======== DATA SECTION ========

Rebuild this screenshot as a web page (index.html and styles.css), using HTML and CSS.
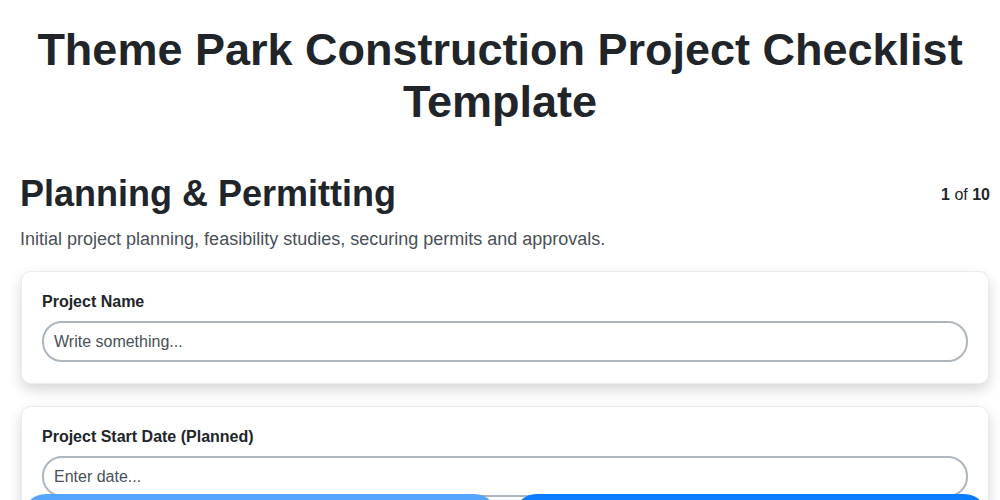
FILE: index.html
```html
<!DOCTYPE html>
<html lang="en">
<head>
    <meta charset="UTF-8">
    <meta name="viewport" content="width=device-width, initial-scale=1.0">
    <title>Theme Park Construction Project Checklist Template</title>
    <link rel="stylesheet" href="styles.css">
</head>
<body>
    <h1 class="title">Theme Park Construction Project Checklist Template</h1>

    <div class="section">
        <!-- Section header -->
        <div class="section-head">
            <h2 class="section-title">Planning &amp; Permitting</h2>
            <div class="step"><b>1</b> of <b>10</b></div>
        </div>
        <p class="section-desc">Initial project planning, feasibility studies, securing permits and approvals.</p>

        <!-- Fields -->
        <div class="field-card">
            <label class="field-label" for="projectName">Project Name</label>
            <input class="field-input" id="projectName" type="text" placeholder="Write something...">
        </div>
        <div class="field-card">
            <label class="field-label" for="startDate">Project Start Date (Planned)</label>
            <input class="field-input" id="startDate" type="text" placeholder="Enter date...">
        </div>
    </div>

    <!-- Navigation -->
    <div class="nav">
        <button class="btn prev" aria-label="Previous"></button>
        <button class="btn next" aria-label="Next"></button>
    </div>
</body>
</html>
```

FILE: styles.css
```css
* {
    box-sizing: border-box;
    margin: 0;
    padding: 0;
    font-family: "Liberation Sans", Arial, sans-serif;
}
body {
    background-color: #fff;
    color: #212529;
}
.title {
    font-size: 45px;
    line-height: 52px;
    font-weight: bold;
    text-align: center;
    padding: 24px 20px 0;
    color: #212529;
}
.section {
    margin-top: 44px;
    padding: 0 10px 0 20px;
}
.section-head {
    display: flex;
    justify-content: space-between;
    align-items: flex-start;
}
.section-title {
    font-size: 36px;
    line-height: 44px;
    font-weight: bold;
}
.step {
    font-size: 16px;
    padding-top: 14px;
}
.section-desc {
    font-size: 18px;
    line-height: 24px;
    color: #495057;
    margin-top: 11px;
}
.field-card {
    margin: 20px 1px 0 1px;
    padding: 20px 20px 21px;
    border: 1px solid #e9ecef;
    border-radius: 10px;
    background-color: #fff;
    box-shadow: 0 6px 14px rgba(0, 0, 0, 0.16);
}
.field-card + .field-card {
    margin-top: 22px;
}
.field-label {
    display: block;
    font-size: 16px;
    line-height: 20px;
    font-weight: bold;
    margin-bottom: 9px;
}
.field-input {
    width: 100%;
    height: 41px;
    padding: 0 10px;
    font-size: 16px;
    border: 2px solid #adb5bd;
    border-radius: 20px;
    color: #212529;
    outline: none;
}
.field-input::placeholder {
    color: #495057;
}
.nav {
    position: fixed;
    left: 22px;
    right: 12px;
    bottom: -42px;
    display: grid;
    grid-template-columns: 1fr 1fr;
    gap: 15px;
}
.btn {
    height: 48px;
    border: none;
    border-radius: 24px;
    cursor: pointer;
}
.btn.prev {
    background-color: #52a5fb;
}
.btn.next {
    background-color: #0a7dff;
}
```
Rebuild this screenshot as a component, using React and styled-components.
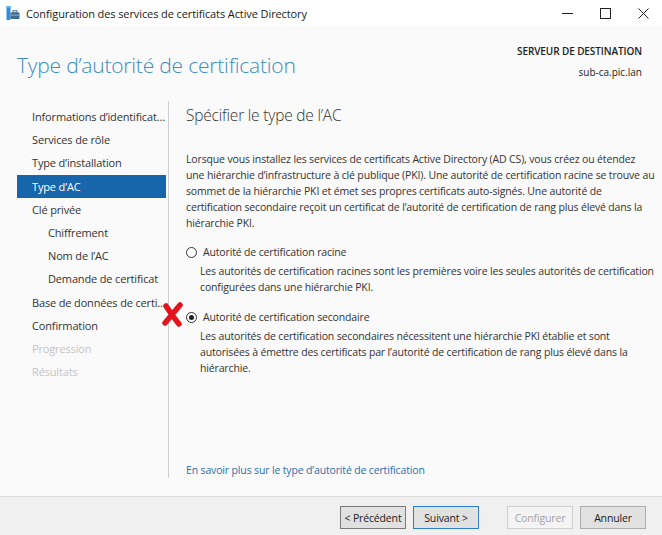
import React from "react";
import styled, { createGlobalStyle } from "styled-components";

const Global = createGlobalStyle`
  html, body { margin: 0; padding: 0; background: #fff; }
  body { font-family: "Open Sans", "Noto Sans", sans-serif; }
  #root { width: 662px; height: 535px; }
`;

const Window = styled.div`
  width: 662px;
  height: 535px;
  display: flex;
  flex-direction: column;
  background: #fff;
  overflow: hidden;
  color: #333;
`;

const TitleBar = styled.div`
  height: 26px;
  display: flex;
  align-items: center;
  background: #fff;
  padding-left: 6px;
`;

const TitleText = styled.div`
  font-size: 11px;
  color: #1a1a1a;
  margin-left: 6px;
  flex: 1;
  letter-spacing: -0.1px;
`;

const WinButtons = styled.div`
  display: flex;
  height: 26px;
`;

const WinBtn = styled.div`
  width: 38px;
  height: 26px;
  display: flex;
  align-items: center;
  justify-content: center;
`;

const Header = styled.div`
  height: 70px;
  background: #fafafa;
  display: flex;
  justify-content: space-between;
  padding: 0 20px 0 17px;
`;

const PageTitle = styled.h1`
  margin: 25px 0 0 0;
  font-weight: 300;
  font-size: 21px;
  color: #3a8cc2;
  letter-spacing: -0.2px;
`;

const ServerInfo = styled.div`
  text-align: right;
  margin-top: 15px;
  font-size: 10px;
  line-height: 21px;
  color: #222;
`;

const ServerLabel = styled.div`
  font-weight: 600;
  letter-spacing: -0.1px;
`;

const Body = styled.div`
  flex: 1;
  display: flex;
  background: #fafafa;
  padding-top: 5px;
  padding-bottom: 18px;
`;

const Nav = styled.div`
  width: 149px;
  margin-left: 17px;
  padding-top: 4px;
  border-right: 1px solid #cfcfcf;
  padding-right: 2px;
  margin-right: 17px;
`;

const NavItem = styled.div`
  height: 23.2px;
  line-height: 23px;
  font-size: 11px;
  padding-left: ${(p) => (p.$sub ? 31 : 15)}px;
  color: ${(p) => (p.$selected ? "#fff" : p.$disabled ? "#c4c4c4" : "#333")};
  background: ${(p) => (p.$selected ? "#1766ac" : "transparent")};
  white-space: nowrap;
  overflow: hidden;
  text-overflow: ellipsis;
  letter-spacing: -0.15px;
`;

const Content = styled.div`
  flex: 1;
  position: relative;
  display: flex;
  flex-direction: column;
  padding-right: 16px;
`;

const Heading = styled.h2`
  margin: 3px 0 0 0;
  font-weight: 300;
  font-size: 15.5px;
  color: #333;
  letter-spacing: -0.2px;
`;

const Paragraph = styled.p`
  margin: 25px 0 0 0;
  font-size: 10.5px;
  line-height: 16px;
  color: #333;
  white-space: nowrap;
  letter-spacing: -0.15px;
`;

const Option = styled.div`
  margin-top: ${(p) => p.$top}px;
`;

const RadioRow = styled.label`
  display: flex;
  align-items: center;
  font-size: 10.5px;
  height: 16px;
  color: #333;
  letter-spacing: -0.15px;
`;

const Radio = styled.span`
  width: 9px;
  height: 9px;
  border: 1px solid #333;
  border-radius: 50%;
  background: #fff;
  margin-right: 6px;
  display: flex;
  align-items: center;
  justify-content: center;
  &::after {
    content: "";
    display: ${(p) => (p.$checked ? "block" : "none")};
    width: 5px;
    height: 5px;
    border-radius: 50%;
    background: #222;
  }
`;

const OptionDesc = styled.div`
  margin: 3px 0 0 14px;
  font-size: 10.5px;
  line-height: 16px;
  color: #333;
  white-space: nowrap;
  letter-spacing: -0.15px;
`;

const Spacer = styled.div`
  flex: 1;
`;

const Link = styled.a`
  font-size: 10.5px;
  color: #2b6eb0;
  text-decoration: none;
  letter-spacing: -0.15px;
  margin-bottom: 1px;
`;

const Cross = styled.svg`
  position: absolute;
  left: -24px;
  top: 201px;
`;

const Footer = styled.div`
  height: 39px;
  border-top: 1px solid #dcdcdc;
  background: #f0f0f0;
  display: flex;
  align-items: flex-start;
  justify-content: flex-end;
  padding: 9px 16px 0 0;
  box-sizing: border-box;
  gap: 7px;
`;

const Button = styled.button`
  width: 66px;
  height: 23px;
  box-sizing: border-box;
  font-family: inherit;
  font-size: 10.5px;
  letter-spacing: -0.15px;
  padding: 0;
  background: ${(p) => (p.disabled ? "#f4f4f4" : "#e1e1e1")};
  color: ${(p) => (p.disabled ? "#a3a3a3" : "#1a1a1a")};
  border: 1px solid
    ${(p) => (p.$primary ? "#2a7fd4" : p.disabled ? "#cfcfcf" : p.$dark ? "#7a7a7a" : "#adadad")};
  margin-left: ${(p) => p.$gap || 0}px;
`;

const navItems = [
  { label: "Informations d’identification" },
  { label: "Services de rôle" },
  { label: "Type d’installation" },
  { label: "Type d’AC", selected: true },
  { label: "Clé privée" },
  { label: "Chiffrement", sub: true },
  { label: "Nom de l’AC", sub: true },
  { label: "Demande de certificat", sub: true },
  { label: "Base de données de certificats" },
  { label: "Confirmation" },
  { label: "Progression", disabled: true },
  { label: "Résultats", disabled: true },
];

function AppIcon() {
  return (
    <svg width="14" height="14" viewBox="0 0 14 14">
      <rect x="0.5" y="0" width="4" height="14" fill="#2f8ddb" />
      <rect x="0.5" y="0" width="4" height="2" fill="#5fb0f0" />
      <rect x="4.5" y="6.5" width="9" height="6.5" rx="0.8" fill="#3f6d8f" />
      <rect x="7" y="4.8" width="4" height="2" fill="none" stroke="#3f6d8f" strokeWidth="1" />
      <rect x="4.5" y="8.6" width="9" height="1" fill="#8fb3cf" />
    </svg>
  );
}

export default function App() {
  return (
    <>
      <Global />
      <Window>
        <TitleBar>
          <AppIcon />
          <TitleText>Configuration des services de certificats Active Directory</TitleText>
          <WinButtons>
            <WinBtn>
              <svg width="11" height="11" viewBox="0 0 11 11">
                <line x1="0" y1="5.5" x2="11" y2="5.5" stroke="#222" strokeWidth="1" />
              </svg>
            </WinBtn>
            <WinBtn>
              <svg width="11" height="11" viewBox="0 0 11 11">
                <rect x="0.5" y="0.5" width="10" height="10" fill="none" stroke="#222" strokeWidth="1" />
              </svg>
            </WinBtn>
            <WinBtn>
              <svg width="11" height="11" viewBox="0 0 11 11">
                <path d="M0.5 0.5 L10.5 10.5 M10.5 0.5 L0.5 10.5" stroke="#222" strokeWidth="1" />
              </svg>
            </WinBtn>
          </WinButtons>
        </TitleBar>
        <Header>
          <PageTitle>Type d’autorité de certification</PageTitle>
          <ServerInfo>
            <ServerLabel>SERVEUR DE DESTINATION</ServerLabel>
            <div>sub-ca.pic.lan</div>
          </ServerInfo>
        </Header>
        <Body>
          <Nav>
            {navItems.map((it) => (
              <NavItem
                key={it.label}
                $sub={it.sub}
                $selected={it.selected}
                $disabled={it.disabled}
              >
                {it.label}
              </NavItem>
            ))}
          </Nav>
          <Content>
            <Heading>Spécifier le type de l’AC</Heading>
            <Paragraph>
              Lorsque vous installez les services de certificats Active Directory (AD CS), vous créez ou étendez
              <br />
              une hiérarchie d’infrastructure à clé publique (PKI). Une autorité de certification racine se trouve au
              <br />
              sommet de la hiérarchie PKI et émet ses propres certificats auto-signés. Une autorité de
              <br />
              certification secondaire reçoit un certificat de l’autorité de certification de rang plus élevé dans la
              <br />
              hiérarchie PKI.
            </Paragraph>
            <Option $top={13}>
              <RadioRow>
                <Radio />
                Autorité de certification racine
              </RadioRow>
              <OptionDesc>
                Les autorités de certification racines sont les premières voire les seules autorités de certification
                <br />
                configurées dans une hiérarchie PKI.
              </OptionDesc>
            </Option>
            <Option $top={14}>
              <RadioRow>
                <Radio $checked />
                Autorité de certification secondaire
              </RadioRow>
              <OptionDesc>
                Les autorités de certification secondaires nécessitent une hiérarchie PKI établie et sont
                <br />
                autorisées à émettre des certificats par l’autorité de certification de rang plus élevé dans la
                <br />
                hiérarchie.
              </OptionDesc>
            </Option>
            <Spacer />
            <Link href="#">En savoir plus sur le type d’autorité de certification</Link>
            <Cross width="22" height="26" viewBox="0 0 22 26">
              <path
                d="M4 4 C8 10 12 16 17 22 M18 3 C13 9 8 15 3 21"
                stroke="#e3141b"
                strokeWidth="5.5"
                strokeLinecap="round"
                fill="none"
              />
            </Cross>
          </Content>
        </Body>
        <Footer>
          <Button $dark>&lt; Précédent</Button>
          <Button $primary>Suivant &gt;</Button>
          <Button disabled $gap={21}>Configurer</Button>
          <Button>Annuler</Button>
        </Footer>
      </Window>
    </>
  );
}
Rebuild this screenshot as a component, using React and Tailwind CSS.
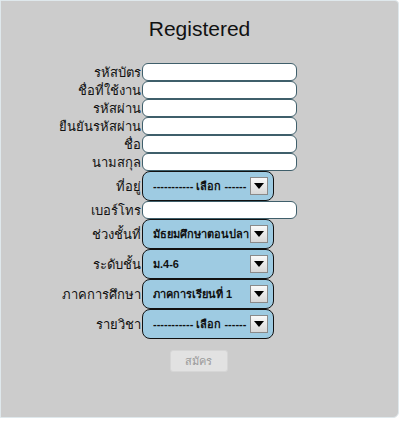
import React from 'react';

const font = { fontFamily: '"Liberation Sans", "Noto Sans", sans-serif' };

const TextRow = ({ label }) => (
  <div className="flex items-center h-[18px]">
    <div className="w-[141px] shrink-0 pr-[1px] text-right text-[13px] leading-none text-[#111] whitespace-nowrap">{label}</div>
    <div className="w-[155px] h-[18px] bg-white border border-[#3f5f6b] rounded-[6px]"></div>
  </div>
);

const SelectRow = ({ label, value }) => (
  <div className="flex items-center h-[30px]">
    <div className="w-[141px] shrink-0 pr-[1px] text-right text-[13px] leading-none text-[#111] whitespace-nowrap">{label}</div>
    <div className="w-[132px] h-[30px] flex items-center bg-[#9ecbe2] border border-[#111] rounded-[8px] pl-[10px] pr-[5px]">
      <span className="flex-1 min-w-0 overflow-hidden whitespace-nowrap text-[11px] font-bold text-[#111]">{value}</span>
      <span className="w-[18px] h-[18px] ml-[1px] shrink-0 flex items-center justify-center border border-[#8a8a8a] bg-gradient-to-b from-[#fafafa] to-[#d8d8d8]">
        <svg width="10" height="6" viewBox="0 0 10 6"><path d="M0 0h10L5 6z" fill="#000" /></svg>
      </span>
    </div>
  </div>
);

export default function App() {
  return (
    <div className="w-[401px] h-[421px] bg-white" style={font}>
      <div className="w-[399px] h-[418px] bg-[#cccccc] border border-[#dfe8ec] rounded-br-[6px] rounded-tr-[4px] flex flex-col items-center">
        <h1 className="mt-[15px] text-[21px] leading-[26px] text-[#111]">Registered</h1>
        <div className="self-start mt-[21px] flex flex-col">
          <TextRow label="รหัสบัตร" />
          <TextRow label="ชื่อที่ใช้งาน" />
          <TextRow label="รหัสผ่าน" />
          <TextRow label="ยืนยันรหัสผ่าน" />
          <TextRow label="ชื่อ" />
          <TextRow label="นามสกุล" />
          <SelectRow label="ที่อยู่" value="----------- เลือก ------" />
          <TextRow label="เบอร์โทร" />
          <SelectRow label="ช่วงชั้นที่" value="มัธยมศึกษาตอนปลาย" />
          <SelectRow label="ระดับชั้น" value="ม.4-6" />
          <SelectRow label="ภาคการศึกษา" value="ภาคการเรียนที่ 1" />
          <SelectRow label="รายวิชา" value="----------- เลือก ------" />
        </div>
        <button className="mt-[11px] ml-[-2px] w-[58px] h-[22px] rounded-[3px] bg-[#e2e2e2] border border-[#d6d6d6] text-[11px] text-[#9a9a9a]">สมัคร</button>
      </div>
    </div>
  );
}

========

Which lines contain "components"? Copy each of them.

Rebuild this screenshot as a component, using React and styled-components.
import styled, { createGlobalStyle } from "styled-components";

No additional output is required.